Quoi qu’il en soit, les modèles économiques de ces compagnies restent à viabiliser. Les opérations de sponsoring font artificiellement baisser les prix lors des opérations de lancement des VTC, et chaque structure cherche à se démarquer des autres par une politique commerciale agressive. « On arrive à baisser les tarifs en jouant sur l’effet volume », explique Maxime Dieudonné. « Les chauffeurs de boda-boda traditionnels passent 70% du temps à attendre des clients, alors qu’ils sont davantage sollicités avec Safe Boda ». De quoi hausser les revenus des chauffeurs de deux-roues, qui fournissent un travail plus intense, dans des conditions de travail déjà pénibles. De quoi réduire, aussi, la quantité d’emplois disponibles dans le secteur, alors que beaucoup de jeunes fuient la précarité en devenant mototaxis.

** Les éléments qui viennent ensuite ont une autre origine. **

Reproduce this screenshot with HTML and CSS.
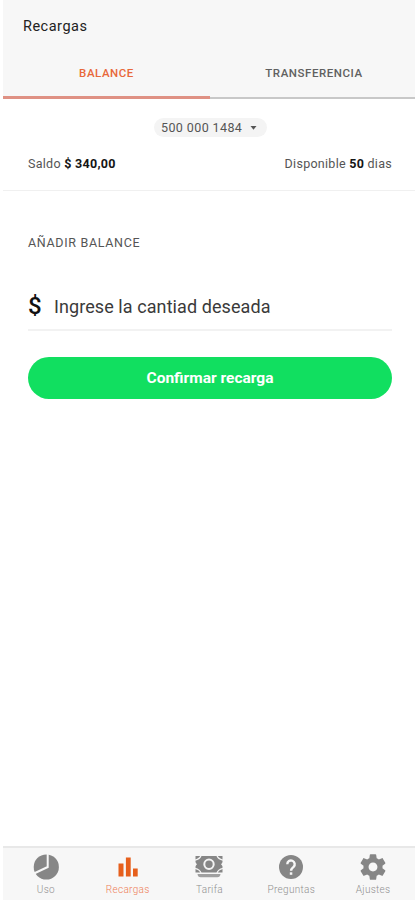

Encore difficilement quantifiable à l’échelle du continent du fait de sa croissance effrénée, le secteur des VTC devra attendre avant de s’imposer dans des pays où une classe moyenne peine à se dégager. L’accès au smartphone est encore loin d’être garanti pour tous, et le coût des données mobiles est élevé dans certaines régions. Dans les pays déjà gagnés par la fièvre des applis de transport privé, les gouvernements pourraient avoir à faire face à un autre problème, sans système efficace de transport public : des embouteillages monstres.